----- Source data -----

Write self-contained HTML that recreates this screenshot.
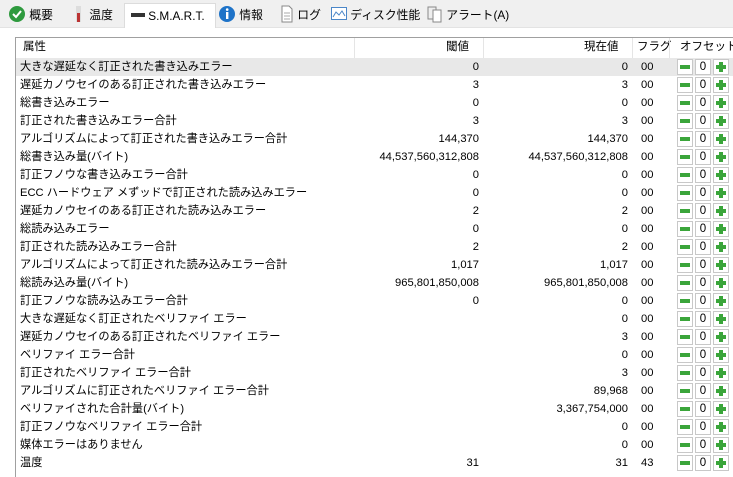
<!DOCTYPE html><html><head><meta charset="utf-8"><style>
*{margin:0;padding:0;box-sizing:border-box}
body{width:733px;height:469px;overflow:hidden;background:#fff;font-family:"Liberation Sans","Noto Sans CJK JP",sans-serif;font-size:12px;color:#000;position:relative}
#tabs{position:absolute;left:0;top:0;width:733px;height:28px;background:#f0f0f0;border-bottom:1px solid #e3e3e3}
.tab{position:absolute;top:3px;height:25px;line-height:24px;font-size:11.8px;white-space:nowrap}
.sel{background:#fff;border:1px solid #dcdcdc;border-bottom:none}
#tbl{position:absolute;left:15px;top:37px;width:730px;height:440px;border-left:1px solid #a0a0a0;border-top:1px solid #a0a0a0}
.hdr{position:absolute;top:0;height:20px;line-height:19px;font-size:11.5px}
.sep{position:absolute;top:0;width:1px;height:20px;background:#e5e5e5}
.row{position:absolute;left:0;width:720px;height:18px;line-height:18px;font-size:11.2px;white-space:nowrap}
.a{position:absolute;left:4px}
.t{position:absolute;right:257px}
.c{position:absolute;right:108px}
.f{position:absolute;left:625px}
.o{position:absolute;left:661px;top:1px;height:16px;width:56px}
.o span{position:absolute;top:0;width:16px;height:16px;border:1px solid #c8c8c8;background:#fff}
.m::after{content:"";position:absolute;left:2px;top:5px;width:10px;height:4px;background:#3aa53a}
.p::before{content:"";position:absolute;left:2px;top:5px;width:10px;height:4px;background:#3aa53a}
.p::after{content:"";position:absolute;left:5px;top:2px;width:4px;height:10px;background:#3aa53a}
.z{text-align:center;line-height:15px;font-size:11.5px}
</style></head><body>
<div id="tabs">
<div class="tab" style="left:8px"><svg width="18" height="18" style="vertical-align:-4px"><circle cx="9" cy="9" r="8" fill="#2e9a3e"/><path d="M5 9l3 3 5-6" stroke="#fff" stroke-width="2" fill="none"/></svg> 概要</div>
<div class="tab" style="left:72px"><svg width="14" height="18" style="vertical-align:-4px"><rect x="4" y="1" width="5" height="16" fill="#ddd"/><rect x="5" y="8" width="3" height="9" fill="#b33"/></svg> 温度</div>
<div class="tab sel" style="left:124px;width:92px;padding-left:6px"><span style="display:inline-block;width:14px;height:4px;background:#333;vertical-align:3px"></span> S.M.A.R.T.</div>
<div class="tab" style="left:218px"><svg width="18" height="18" style="vertical-align:-4px"><circle cx="9" cy="9" r="8" fill="#1e73c8"/><rect x="8" y="7" width="2.4" height="7" fill="#fff"/><circle cx="9.2" cy="4.6" r="1.3" fill="#fff"/></svg> 情報</div>
<div class="tab" style="left:280px"><svg width="14" height="18" style="vertical-align:-4px"><path d="M2 1h7l3 3v13H2z" fill="#fff" stroke="#888"/><path d="M4 8h6M4 11h6M4 14h6" stroke="#aaa"/></svg> ログ</div>
<div class="tab" style="left:331px"><svg width="16" height="14" style="vertical-align:-2px"><rect x="0.5" y="0.5" width="15" height="12" fill="#fff" stroke="#4a86c8"/><path d="M2 10l3-5 3 3 3-4 3 5" stroke="#4a86c8" fill="none"/></svg> ディスク性能</div>
<div class="tab" style="left:427px"><svg width="16" height="18" style="vertical-align:-4px"><path d="M1 2h8v12H1z" fill="#eee" stroke="#888"/><path d="M6 5h8v12H6z" fill="#fff" stroke="#888"/></svg> アラート(A)</div>
</div>
<div id="tbl">
<div class="hdr" style="left:7px">属性</div>
<div class="sep" style="left:338px"></div>
<div class="hdr" style="left:430px">閾値</div>
<div class="sep" style="left:467px"></div>
<div class="hdr" style="left:568px">現在値</div>
<div class="sep" style="left:616px"></div>
<div class="hdr" style="left:621px">フラグ</div>
<div class="sep" style="left:653px"></div>
<div class="hdr" style="left:664px">オフセット</div>
<div id="rows"></div>
</div>
<script>
var d=[["大きな遅延なく訂正された書き込みエラー","0","0"],["遅延カノウセイのある訂正された書き込みエラー","3","3"],["総書き込みエラー","0","0"],["訂正された書き込みエラー合計","3","3"],["アルゴリズムによって訂正された書き込みエラー合計","144,370","144,370"],["総書き込み量(バイト)","44,537,560,312,808","44,537,560,312,808"],["訂正フノウな書き込みエラー合計","0","0"],["ECC ハードウェア メずッドで訂正された読み込みエラー","0","0"],["遅延カノウセイのある訂正された読み込みエラー","2","2"],["総読み込みエラー","0","0"],["訂正された読み込みエラー合計","2","2"],["アルゴリズムによって訂正された読み込みエラー合計","1,017","1,017"],["総読み込み量(バイト)","965,801,850,008","965,801,850,008"],["訂正フノウな読み込みエラー合計","0","0"],["大きな遅延なく訂正されたベリファイ エラー","","0"],["遅延カノウセイのある訂正されたベリファイ エラー","","3"],["ベリファイ エラー合計","","0"],["訂正されたベリファイ エラー合計","","3"],["アルゴリズムに訂正されたベリファイ エラー合計","","89,968"],["ベリファイされた合計量(バイト)","","3,367,754,000"],["訂正フノウなベリファイ エラー合計","","0"],["媒体エラーはありません","","0"],["温度","31","31"]];
var h="";d.forEach(function(r,i){var y=20+i*18;h+='<div class="row" style="top:'+y+'px;'+(i==0?'background:#e8e8e8':'')+'"><span class="a">'+r[0]+'</span><span class="t">'+r[1]+'</span><span class="c">'+r[2]+'</span><span class="f">'+(i==22?'43':'00')+'</span><div class="o"><span class="m" style="left:0"></span><span class="z" style="left:18px">0</span><span class="p" style="left:36px"></span></div></div>'});
document.getElementById("rows").innerHTML=h;
</script>
</body></html>
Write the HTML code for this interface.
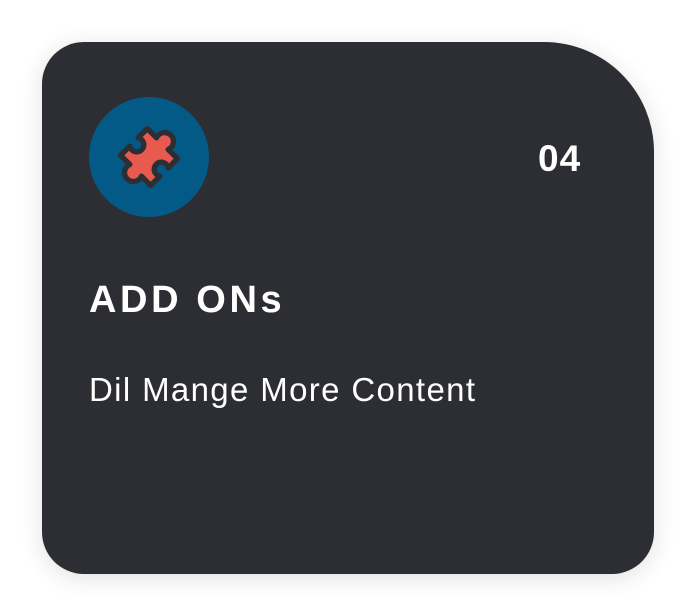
<!DOCTYPE html>
<html><head><style>
html,body{margin:0;padding:0;background:#fff;width:696px;height:616px;overflow:hidden}
.card{position:absolute;left:42px;top:42px;width:612px;height:532px;background:#2d2e33;border-radius:42px 110px 42px 42px;box-shadow:0 4px 24px rgba(0,0,0,0.12)}
.circ{position:absolute;left:89px;top:97px;width:120px;height:120px;border-radius:50%;background:#035a86}
.num{position:absolute;left:538px;top:138px;color:#fff;font:bold 37px "Liberation Sans",sans-serif;letter-spacing:1px}
.t{position:absolute;left:89px;top:279px;color:#fff;font:bold 38px "Liberation Sans",sans-serif;letter-spacing:3.6px}
.s{position:absolute;left:89px;top:371px;color:#fff;font:33px "Liberation Sans",sans-serif;letter-spacing:1.35px}
</style></head><body>
<div class="card"></div>
<div class="circ"></div>
<svg style="position:absolute;left:89px;top:97px" width="120" height="120" viewBox="0 0 120 120">
<g transform="translate(60 60) scale(1.18) rotate(45) translate(-60 -60)">
<path d="M42 44 H53 a7.5 7.5 0 1 1 14 0 H78 V55 a6 6 0 1 0 0 10 V76 H67 a7.5 7.5 0 1 1 -14 0 H42 V65 a6 6 0 1 0 0 -10 Z" fill="#e85a4f" stroke="#2d2e33" stroke-width="4.5" stroke-linejoin="round"/>
</g>
</svg>
<div class="num">04</div>
<div class="t">ADD ONs</div>
<div class="s">Dil Mange More Content</div>
</body></html>
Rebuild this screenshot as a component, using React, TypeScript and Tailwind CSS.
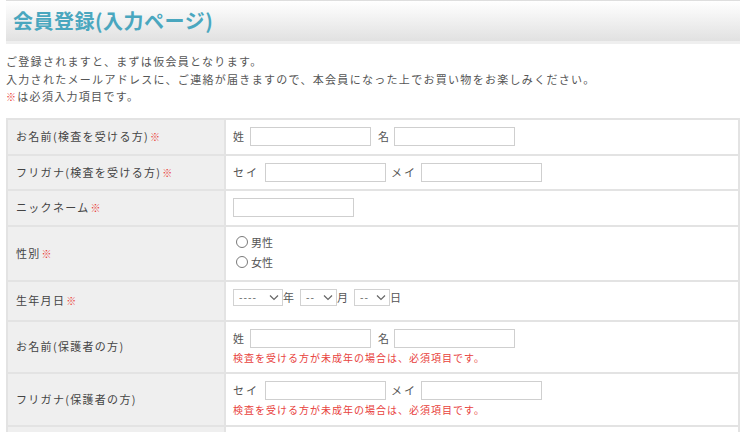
import React from "react";

const Req = () => (
  <span className="ml-[1px] text-[10px] font-bold text-[#ea3b35] align-middle">※</span>
);

const TextBox = ({ w = "w-[121px]" }: { w?: string }) => (
  <span className={`inline-block h-[19px] ${w} border border-[#cfcfcf] bg-white`} />
);

const FakeSelect = ({ text, w }: { text: string; w: string }) => (
  <span
    className={`inline-flex h-[17px] ${w} items-center justify-between border border-[#d2d2d2] bg-white pl-[5px] pr-[3px] text-[10px] leading-none text-[#555]`}
  >
    <span className="tracking-[1px]">{text}</span>
    <svg width="10" height="7" viewBox="0 0 10 7" className="mt-[1px]">
      <path d="M1 1.5 L5 5.5 L9 1.5" stroke="#666" strokeWidth="1.2" fill="none" />
    </svg>
  </span>
);

const Radio = ({ label }: { label: string }) => (
  <div className="flex items-center gap-[3px]">
    <span className="inline-block h-[12px] w-[12px] rounded-full border border-[#7a7a7a] bg-white" />
    <span className="text-[11px] text-[#555]">{label}</span>
  </div>
);

const Note = () => (
  <div className="mt-[2px] text-[10px] tracking-[1px] text-[#e8413c]">
    検査を受ける方が未成年の場合は、必須項目です。
  </div>
);

interface RowProps {
  label: string;
  required?: boolean;
  h: string;
  children?: React.ReactNode;
}

const Row = ({ label, required, h, children }: RowProps) => (
  <div className={`flex ${h} border-b-2 border-[#e3e3e3]`}>
    <div className="flex w-[218px] shrink-0 items-center border-r-2 border-[#e3e3e3] bg-[#efefef] pl-[8px] text-[11px] tracking-[1.3px] text-[#444]">
      {label}
      {required && <Req />}
    </div>
    <div className="flex flex-1 items-center bg-white pl-[7px]">{children}</div>
  </div>
);

const NameInputs = () => (
  <div className="flex items-center">
    <span className="mr-[6px] text-[11px] text-[#555]">姓</span>
    <TextBox />
    <span className="ml-[7px] mr-[5px] text-[11px] text-[#555]">名</span>
    <TextBox />
  </div>
);

const KanaInputs = () => (
  <div className="flex items-center">
    <span className="mr-[6px] text-[11px] tracking-[2px] text-[#555]">セイ</span>
    <TextBox />
    <span className="ml-[5px] mr-[4px] text-[11px] tracking-[2px] text-[#555]">メイ</span>
    <TextBox />
  </div>
);

export default function App() {
  return (
    <div className="h-[432px] w-[748px] overflow-hidden bg-white font-['Noto_Sans_CJK_JP',sans-serif]">
      <div className="mx-[6px] mr-[8px] border-t border-[#dedede]">
        <div className="flex h-[40px] items-center bg-gradient-to-b from-white to-[#e1e1e1] pl-[7px]">
          <h1 className="text-[20px] font-bold tracking-[0.5px] text-[#4aa7bf]">
            会員登録(入力ページ)
          </h1>
        </div>
        <div className="h-[3px] bg-[#efefef]" />
      </div>

      <div className="mx-[6px] mt-[9px] text-[11px] leading-[17.5px] tracking-[1.3px] text-[#555]">
        <p>ご登録されますと、まずは仮会員となります。</p>
        <p>入力されたメールアドレスに、ご連絡が届きますので、本会員になった上でお買い物をお楽しみください。</p>
        <p>
          <span className="text-[10px] font-bold text-[#ea3b35]">※</span>は必須入力項目です。
        </p>
      </div>

      <div className="mx-[6px] mr-[8px] mt-[12px] border-x-2 border-t-2 border-[#e3e3e3]">
        <Row label="お名前(検査を受ける方)" required h="h-[36px]">
          <NameInputs />
        </Row>
        <Row label="フリガナ(検査を受ける方)" required h="h-[35px]">
          <KanaInputs />
        </Row>
        <Row label="ニックネーム" required h="h-[36px]">
          <TextBox />
        </Row>
        <Row label="性別" required h="h-[55px]">
          <div className="flex flex-col gap-[4px] pl-[3px] pb-[2px]">
            <Radio label="男性" />
            <Radio label="女性" />
          </div>
        </Row>
        <Row label="生年月日" required h="h-[40px]">
          <div className="mb-[7px] flex items-center text-[11px] text-[#555]">
            <FakeSelect text="----" w="w-[50px]" />
            <span className="mr-[6px]">年</span>
            <FakeSelect text="--" w="w-[37px]" />
            <span className="mr-[6px]">月</span>
            <FakeSelect text="--" w="w-[36px]" />
            <span>日</span>
          </div>
        </Row>
        <Row label="お名前(保護者の方)" h="h-[52px]">
          <div className="flex flex-col">
            <NameInputs />
            <Note />
          </div>
        </Row>
        <Row label="フリガナ(保護者の方)" h="h-[53px]">
          <div className="flex flex-col">
            <KanaInputs />
            <Note />
          </div>
        </Row>
        <Row label="" h="h-[40px]" />
      </div>
    </div>
  );
}
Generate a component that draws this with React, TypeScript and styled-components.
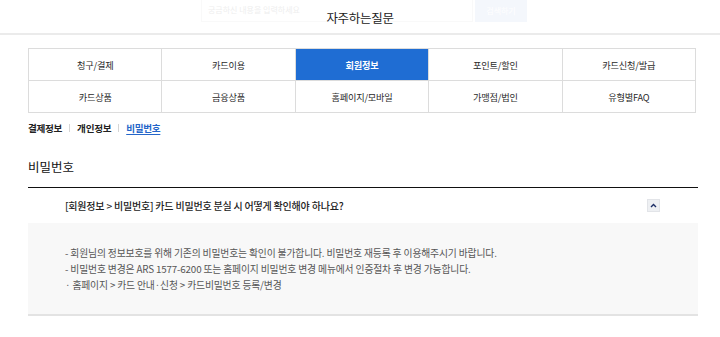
import React, { FC } from 'react';
import styled, { createGlobalStyle } from 'styled-components';

const GlobalStyle = createGlobalStyle`
    * { box-sizing: border-box; }
    body {
        margin: 0;
        background: #fff;
        font-family: "Noto Sans CJK KR", "Noto Sans", sans-serif;
        color: #333;
    }
`;

const Header = styled.header`
    position: relative;
    height: 35px;
    border-bottom: 2px solid #ebebeb;
    display: flex;
    justify-content: center;
    align-items: center;
    overflow: hidden;
`;

const GhostSearch = styled.div`
    position: absolute;
    top: -6px;
    left: 201px;
    display: flex;
    opacity: 0.2;

    .field {
        width: 272px;
        height: 28px;
        border: 1px solid #e6e6e6;
        padding: 9px 6px 0;
        font-size: 8px;
        color: #aaa;
    }

    .btn {
        width: 52px;
        height: 28px;
        margin-left: 2px;
        background: #c9d8f2;
        color: #fff;
        font-size: 8px;
        padding-top: 11px;
        text-align: center;
    }
`;

const Title = styled.h1`
    position: relative;
    margin: 2px 0 0;
    font-size: 12.5px;
    font-weight: 400;
    color: #222;
    letter-spacing: -0.3px;
`;

const Content = styled.main`
    width: 670px;
    margin: 13px 0 0 28px;
`;

const TabGrid = styled.div`
    display: grid;
    grid-template-columns: repeat(5, 1fr);
    border-top: 1px solid #dcdcdc;
    border-left: 1px solid #dcdcdc;
    width: 668px;
`;

const Tab = styled.div<{ $active?: boolean }>`
    height: 32px;
    display: flex;
    align-items: center;
    justify-content: center;
    border-right: 1px solid #dcdcdc;
    border-bottom: 1px solid #dcdcdc;
    font-size: 9.2px;
    letter-spacing: -0.2px;
    font-weight: ${p => (p.$active ? 700 : 400)};
    color: ${p => (p.$active ? '#fff' : '#2a2a2a')};
    background: ${p => (p.$active ? '#1f6dd3' : '#fff')};
`;

const SubTabs = styled.nav`
    display: flex;
    align-items: center;
    margin-top: 8px;
    height: 14px;
`;

const SubTab = styled.span<{ $active?: boolean }>`
    font-size: 9.6px;
    font-weight: 700;
    letter-spacing: -0.3px;
    color: ${p => (p.$active ? '#2566c9' : '#222')};
    text-decoration: ${p => (p.$active ? 'underline' : 'none')};
    text-underline-offset: 2px;
`;

const Divider = styled.span`
    width: 1px;
    height: 8px;
    background: #d5d5d5;
    margin: 0 7px;
`;

const SectionTitle = styled.h2`
    margin: 22px 0 0;
    font-size: 12.5px;
    font-weight: 400;
    color: #111;
    padding-bottom: 11px;
    border-bottom: 1.5px solid #111;
`;

const QuestionRow = styled.div`
    height: 35px;
    display: flex;
    align-items: center;
    justify-content: space-between;
    padding: 0 38px 0 37px;
`;

const Question = styled.span`
    font-size: 10px;
    font-weight: 500;
    color: #222;
    letter-spacing: -0.2px;
`;

const ToggleButton = styled.span`
    width: 13px;
    height: 13px;
    background: #eef0f3;
    border: 1px solid #e2e4e8;
    display: flex;
    align-items: center;
    justify-content: center;
`;

const Answer = styled.div`
    background: #f8f8f8;
    padding: 22px 37px 21px;
    border-bottom: 2px solid #e3e3e3;
`;

const AnswerLine = styled.p`
    margin: 0;
    font-size: 9.8px;
    line-height: 16px;
    color: #555;
    letter-spacing: -0.15px;
`;

const tabs = [
    '청구/결제', '카드이용', '회원정보', '포인트/할인', '카드신청/발급',
    '카드상품', '금융상품', '홈페이지/모바일', '가맹점/법인', '유형별FAQ',
];

const App: FC = () => {
    return (
        <>
            <GlobalStyle />
            <Header>
                <GhostSearch>
                    <div className='field'>궁금하신 내용을 입력하세요</div>
                    <div className='btn'>검색하기</div>
                </GhostSearch>
                <Title>자주하는질문</Title>
            </Header>

            <Content>
                <TabGrid>
                    {tabs.map(t => (
                        <Tab key={t} $active={t === '회원정보'}>{t}</Tab>
                    ))}
                </TabGrid>

                <SubTabs>
                    <SubTab>결제정보</SubTab>
                    <Divider />
                    <SubTab>개인정보</SubTab>
                    <Divider />
                    <SubTab $active>비밀번호</SubTab>
                </SubTabs>

                <SectionTitle>비밀번호</SectionTitle>

                <QuestionRow>
                    <Question>[회원정보 &gt; 비밀번호] 카드 비밀번호 분실 시 어떻게 확인해야 하나요?</Question>
                    <ToggleButton>
                        <svg width='7' height='5' viewBox='0 0 7 5'>
                            <path d='M1 4 L3.5 1.5 L6 4' fill='none' stroke='#1d2f66' strokeWidth='1.4' />
                        </svg>
                    </ToggleButton>
                </QuestionRow>

                <Answer>
                    <AnswerLine>- 회원님의 정보보호를 위해 기존의 비밀번호는 확인이 불가합니다. 비밀번호 재등록 후 이용해주시기 바랍니다.</AnswerLine>
                    <AnswerLine>- 비밀번호 변경은 ARS 1577-6200 또는 홈페이지 비밀번호 변경 메뉴에서 인증절차 후 변경 가능합니다.</AnswerLine>
                    <AnswerLine>· 홈페이지 &gt; 카드 안내·신청 &gt; 카드비밀번호 등록/변경</AnswerLine>
                </Answer>
            </Content>
        </>
    );
};

export default App;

-----

**Set exercise:** In the listing, find all lines with the string "this" and copy them.

**Written answer:**
Write self-contained HTML that recreates this screenshot.
Write the HTML code for this interface.
Rebuild this screenshot as a component, using React, TypeScript and Tailwind CSS.
Generate a component that draws this with React, TypeScript and styled-components.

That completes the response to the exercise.